Pope Benedict XVI, Pope Francis, and Pope Leo have all mentioned Robert Hugh Benson’s Lord of the World, an apocalyptic novel written in 1907. 

In 2015, Aleteia author Fr. C.J. McCloskey described Lord of the World like this:

Msgr. Robert Hugh Benson’s Lord of the World is a novel about the Antichrist, who will tempt Christians to apostasy before Christ’s Second Coming. It describes the final battle in the supernatural war for souls that has been fought continually both in heaven and on earth from the time of the Fall and will conclude with the general judgment; thereupon will follow the creation of a new heaven and a new earth.

A couple of years before he became pope, then Cardinal Robert Prevost agreed with this summary, stating that the book speaks "in a futuristic way about what would happen in the world if we lose faith.”

The future pope mentioned that Pope Francis liked the book, and then inadvertently used the same phrase as Pope Benedict XVI (then Cardinal Ratzinger) in speaking about it, saying that parts of the book provide a lot of “food for thought.” 

No longer "out there"

As sometimes happens with sci-fi books written years ago, some of the ideas presented in the Lord of the World seem uncomfortably close to reality, even though it was written more than 100 years ago.

While the details of the book are more extreme than many Catholics (but not all) experience, the plot doesn’t seem "out there" anymore.

Pope Francis said that in some ways, the book seems “prophetic.”

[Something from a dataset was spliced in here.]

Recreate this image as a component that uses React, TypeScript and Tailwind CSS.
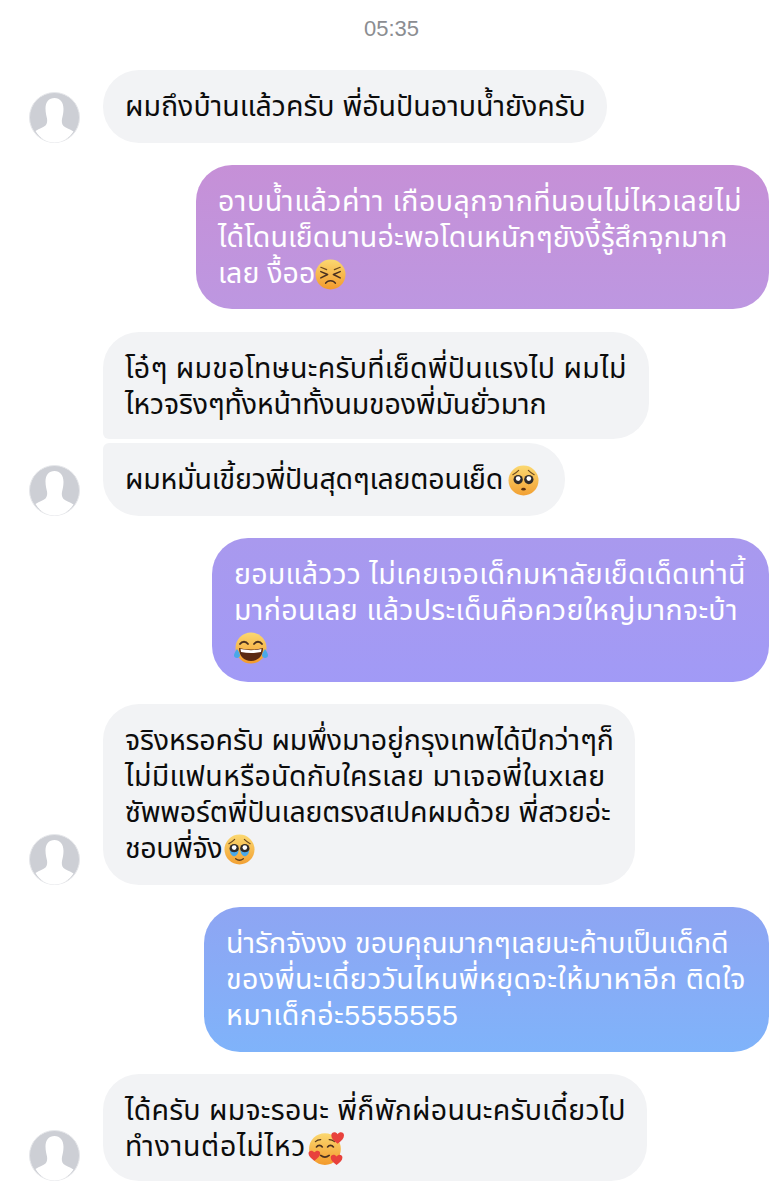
import type { ReactNode } from "react";

function Avatar() {
  return (
    <svg viewBox="0 0 51 51" className="w-[51px] h-[51px] shrink-0">
      <circle cx="25.5" cy="25.5" r="25" fill="#cdcfd5" stroke="#e6e7ea" strokeWidth="1" />
      <path
        d="M25.5 6c-5.500 0-9 4-9 10.500 0 4.500 1 7.500 1.500 10 .4 2.500.2 5-1.500 7-2 2-6 3-10 5.500C10.500 46 17.500 50.500 25.500 50.500S40.500 46 44.500 39.500c-4-2.500-8-3.500-10-5.500-1.700-2-1.900-4.500-1.500-7 .5-2.500 1.500-5.500 1.500-10C34.500 10 31 6 25.500 6z"
        fill="#fff"
      />
    </svg>
  );
}

function Persevere() {
  return (
    <svg viewBox="0 0 32 32" className="inline-block w-[31px] h-[31px] align-[-7px]">
      <defs>
        <linearGradient id="face1" x1="0" y1="0" x2="0" y2="1">
          <stop offset="0" stopColor="#fbd870" />
          <stop offset="1" stopColor="#f39a2c" />
        </linearGradient>
      </defs>
      <circle cx="16" cy="16" r="15.500" fill="url(#face1)" />
      <path d="M6 8.500l6 2.500M26 8.500l-6 2.500" fill="none" stroke="#6b4a20" strokeWidth="1.200" strokeLinecap="round" />
      <path d="M6 13l7 3-7 3.500M26 13l-7 3 7 3.500M11 25c2-3.500 8-3.500 10 0" fill="none" stroke="#4a3020" strokeWidth="1.600" strokeLinecap="round" strokeLinejoin="round" />
    </svg>
  );
}

function Pleading({ tears }: { tears?: boolean }) {
  return (
    <svg viewBox="0 0 32 32" className={`inline-block w-[31px] h-[31px] align-[-7px] ${tears ? "ml-[2px]" : "ml-[5px]"}`}>
      <defs>
        <linearGradient id="face2" x1="0" y1="0" x2="0" y2="1">
          <stop offset="0" stopColor="#fbd870" />
          <stop offset="1" stopColor="#f2a033" />
        </linearGradient>
      </defs>
      <circle cx="16" cy="16" r="15.500" fill="url(#face2)" />
      <path d="M5 10c2-1 4-2.500 6-4.500M27 10c-2-1-4-2.500-6-4.500" fill="none" stroke="#6b4a20" strokeWidth="1.200" strokeLinecap="round" />
      <circle cx="10.500" cy="15" r="4.800" fill="#2e2a2a" />
      <circle cx="21.500" cy="15" r="4.800" fill="#2e2a2a" />
      <circle cx="10.500" cy="14" r="2.400" fill="#fff" />
      <circle cx="21.500" cy="14" r="2.400" fill="#fff" />
      {tears ? (
        <>
          <path d="M6 16.500c2 3 7 3 9 0 0 4-2.500 6.500-4.500 6.500S6 20.500 6 16.500zM17 16.500c2 3 7 3 9 0 0 4-2.500 6.500-4.500 6.500S17 20.500 17 16.500z" fill="#4aa8e8" />
          <path d="M12 25.500c2.500 2 5.500 2 8 0" fill="none" stroke="#5a3a1a" strokeWidth="1.300" strokeLinecap="round" />
        </>
      ) : (
        <ellipse cx="16" cy="25" rx="2.300" ry="1.400" fill="#5a3010" />
      )}
    </svg>
  );
}

function Joy() {
  return (
    <svg viewBox="0 0 34 32" className="inline-block w-[34px] h-[32px] align-[-8px]">
      <defs>
        <linearGradient id="face3" x1="0" y1="0" x2="0" y2="1">
          <stop offset="0" stopColor="#fbd870" />
          <stop offset="1" stopColor="#f39a2c" />
        </linearGradient>
      </defs>
      <circle cx="17" cy="16" r="15.500" fill="url(#face3)" />
      <path d="M6 12c2-3 6-3 8 0M20 12c2-3 6-3 8 0" fill="none" stroke="#4a3020" strokeWidth="1.800" strokeLinecap="round" />
      <path d="M5 16c8 2 16 2 24 0 0 8-5 13-12 13S5 24 5 16z" fill="#5b2a12" />
      <path d="M6.500 17c7 1.500 14 1.500 21 0l-.5 3c-6.500 1.300-13.500 1.300-20 0z" fill="#fff" />
      <path d="M3 17c-2 3-3 5-3 6.500C0 25 1.300 26 3 26s3-1 3-2.500c0-2-1.500-4.500-3-6.500zM31 17c2 3 3 5 3 6.500 0 1.500-1.300 2.500-3 2.500s-3-1-3-2.500c0-2 1.500-4.500 3-6.500z" fill="#4aa8e8" />
    </svg>
  );
}

function Hearts() {
  return (
    <svg viewBox="0 0 34 34" className="inline-block w-[36px] h-[36px] align-[-10px] ml-[2px]">
      <defs>
        <linearGradient id="face4" x1="0" y1="0" x2="0" y2="1">
          <stop offset="0" stopColor="#fbd870" />
          <stop offset="1" stopColor="#f39a2c" />
        </linearGradient>
      </defs>
      <circle cx="16" cy="18" r="15" fill="url(#face4)" />
      <path d="M8 16c1.500-2 4-2 5.500 0M18.500 16c1.500-2 4-2 5.500 0" fill="none" stroke="#4a3020" strokeWidth="1.600" strokeLinecap="round" />
      <path d="M7 11c1.500-1.500 3-2 5-2M25 11c-1.500-1.500-3-2-5-2" fill="none" stroke="#5a3a1a" strokeWidth="1.200" strokeLinecap="round" />
      <path d="M12 24c2.500 2 5.500 2 8 0" fill="none" stroke="#4a3020" strokeWidth="1.600" strokeLinecap="round" />
      <path d="M28 13c-4-3-6-5-6-8 0-3 4-4 6-1 2-3 6-2 6 1 0 3-2 5-6 8z" fill="#e8413c" />
      <path d="M6 29c-3.500-2.500-5.500-4.500-5.500-7 0-2.700 3.500-3.500 5.500-1 2-2.500 5.500-1.700 5.500 1 0 2.500-2 4.500-5.500 7z" fill="#e8413c" />
      <path d="M27 33c-3.500-2.500-5.500-4.500-5.500-7 0-2.700 3.500-3.500 5.500-1 2-2.500 5.500-1.700 5.500 1 0 2.500-2 4.500-5.500 7z" fill="#e8413c" />
    </svg>
  );
}

function Incoming({ children, avatar = true, corner = "", size }: { children: ReactNode; avatar?: boolean; corner?: string; size: string }) {
  return (
    <div className="flex items-end pl-[29px] gap-[23px]">
      {avatar ? <Avatar /> : <div className="w-[51px] shrink-0" />}
      <div className={`bg-[#f2f3f5] text-[#0c0c0c] rounded-[36px] px-[22px] pt-[18px] ${size} ${corner}`}>
        {children}
      </div>
    </div>
  );
}

function Outgoing({ children, colors, size }: { children: ReactNode; colors: string; size: string }) {
  return (
    <div className="flex justify-end pr-[14px]">
      <div className={`bg-gradient-to-b ${colors} text-white rounded-[36px] px-[22px] pt-[18px] ${size}`}>
        {children}
      </div>
    </div>
  );
}

export default function App() {
  return (
    <div className="w-full h-[1200px] overflow-hidden bg-white text-[28.5px] leading-[36px] whitespace-nowrap font-['Liberation_Sans','Noto_Sans_Thai',sans-serif]">
      <div className="pt-[17px] h-[70px] text-center text-[22px] leading-[24px] text-[#8b8d91]">05:35</div>

      <Incoming size="w-[504px] h-[73px]">ผมถึงบ้านแล้วครับ พี่อันปันอาบน้ำยังครับ</Incoming>

      <div className="mt-[22px]">
        <Outgoing size="w-[573px] h-[144px]" colors="from-[#c690d7] to-[#bd97e1]">
          <div className="tracking-[0.5px]">อาบน้ำแล้วค่าา เกือบลุกจากที่นอนไม่ไหวเลยไม่</div>
          <div className="tracking-[0.13px]">ได้โดนเย็ดนานอ่ะพอโดนหนักๆยังงี้รู้สึกจุกมาก</div>
          <div className="h-[36px]">เลย งื้ออ<Persevere /></div>
        </Outgoing>
      </div>

      <div className="mt-[23px]">
        <Incoming avatar={false} size="w-[546px] h-[107px]" corner="rounded-bl-[6px]">
          <div className="tracking-[0.28px]">โอ๋ๆ ผมขอโทษนะครับที่เย็ดพี่ปันแรงไป ผมไม่</div>
          <div className="tracking-[-0.17px]">ไหวจริงๆทั้งหน้าทั้งนมของพี่มันยั่วมาก</div>
        </Incoming>
      </div>

      <div className="mt-[4px]">
        <Incoming size="w-[462px] h-[73px]" corner="rounded-tl-[6px]">
          <div className="h-[36px] tracking-[-0.2px]">ผมหมั่นเขี้ยวพี่ปันสุดๆเลยตอนเย็ด<Pleading /></div>
        </Incoming>
      </div>

      <div className="mt-[22px]">
        <Outgoing size="w-[557px] h-[144px]" colors="from-[#a999ee] to-[#a19af6]">
          <div className="tracking-[0.26px]">ยอมแล้ววว ไม่เคยเจอเด็กมหาลัยเย็ดเด็ดเท่านี้</div>
          <div className="tracking-[0.35px]">มาก่อนเลย แล้วประเด็นคือควยใหญ่มากจะบ้า</div>
          <div className="h-[36px]"><Joy /></div>
        </Outgoing>
      </div>

      <div className="mt-[22px]">
        <Incoming size="w-[532px] h-[181px]">
          <div className="tracking-[-0.14px]">จริงหรอครับ ผมพึ่งมาอยู่กรุงเทพได้ปีกว่าๆก็</div>
          <div className="tracking-[0.32px]">ไม่มีแฟนหรือนัดกับใครเลย มาเจอพี่ในxเลย</div>
          <div className="tracking-[-0.2px]">ซัพพอร์ตพี่ปันเลยตรงสเปคผมด้วย พี่สวยอ่ะ</div>
          <div className="h-[36px] tracking-[-0.4px]">ชอบพี่จัง<Pleading tears /></div>
        </Incoming>
      </div>

      <div className="mt-[22px]">
        <Outgoing size="w-[565px] h-[145px]" colors="from-[#8ea5f3] to-[#7fb3fa]">
          <div>น่ารักจังงง ขอบคุณมากๆเลยนะค้าบเป็นเด็กดี</div>
          <div className="tracking-[0.5px]">ของพี่นะเดี๋ยววันไหนพี่หยุดจะให้มาหาอีก ติดใจ</div>
          <div className="tracking-[0.45px]">หมาเด็กอ่ะ5555555</div>
        </Outgoing>
      </div>

      <div className="mt-[22px]">
        <Incoming size="w-[544px] h-[107px]">
          <div className="tracking-[0.25px]">ได้ครับ ผมจะรอนะ พี่ก็พักผ่อนนะครับเดี๋ยวไป</div>
          <div className="h-[36px] tracking-[0.7px]">ทำงานต่อไม่ไหว<Hearts /></div>
        </Incoming>
      </div>
    </div>
  );
}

“It describes a future dominated by technology and in which everything, in the name of progress, is standardized,” he said. “Everywhere a new ‘humanism’ is preached that suppresses differences, nullifying the life of peoples and abolishing religions.”

The future Pope Leo said that, indeed, the book asks us to consider the “terms of the world we are living in and perhaps presents some challenges of how important it is to continue to live with faith, but also to continue to live with a deep appreciation of who we are as human beings -- brothers and sisters.”

In other words, Lord of the World accomplishes what many good works of fiction do: It challenges the reader to consider what is true and what it means to be human.

No spoilers here. To know the ending of the book, you’ll have to read it. But Pope Leo did weigh in, saying that by reading the book, the reader may come to a deeper understanding of the "relationship of ourselves with God -- of the love of God in our life.”